Dia menilai dengan substansi UU Cipta Kerja yang compang-camping, apalagi ada redaksional yang cacat. Apakah yang masuk ke Indonesia nanti investor baik atau malah yang merusak? Seyogyanya hukum ditujukan untuk menjaga peradaban, menghindari kehancuran, kemerosotan, dan kerusakan. Meski begitu, Rianto mengingatkan investor dalam menjalankan bisnisnya harus menjunjung tinggi etika, seperti investor yang berinvestasi di negara maju.  

Dosen Fakultas Ekonomi dan Bisnis UGM, Yudhistira Hendra Permana, mencatat ada salah konsepsi dalam perizinan berbasis risiko dalam UU Cipta Kerja. Beleid ini juga luput menyasar aspek kelembagaan. “UU Cipta Kerja jangan cuma ngomong soal investasi, tapi bagaimana unsur manusia dan lembaga?” ujarnya.
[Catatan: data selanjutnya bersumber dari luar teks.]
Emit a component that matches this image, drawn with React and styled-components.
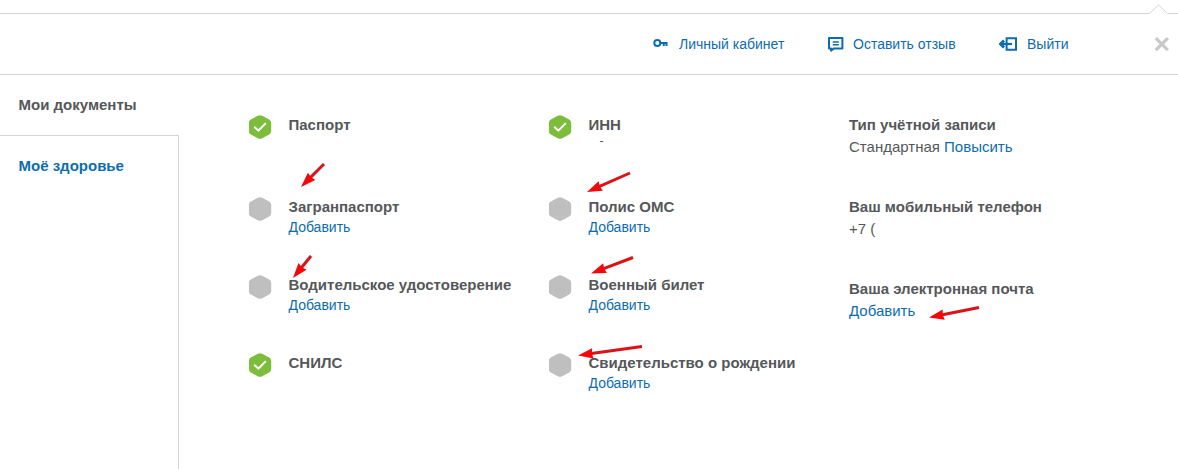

Mengenai pendekatan berbasis risiko atau risk base approach (RBA) yang diatur dalam UU Cipta Kerja, menurut Yudistira, untuk menjalankan konsep ini butuh banyak hal yang harus disiapkan, seperti data, penelusuran, dan pengawasan. Berbasis risiko ini dibagi menjadi rendah, menengah, dan tinggi. Dimana untuk usaha dengan tingkat risiko rendah hanya diwajibkan untuk mengurus nomor induk berusaha (NIB).

“Tapi ada yang janggal untuk risiko menengah karena yang diminta hanya sertifikat standar berdasarkan pernyataan pelaku usaha. Jika pengawasannya lemah, ini akan menimbulkan kecurangan atau fraud. Bisa saja pengusaha tidak mengakui bahwa usahanya itu sebenarnya tidak memenuhi standar.”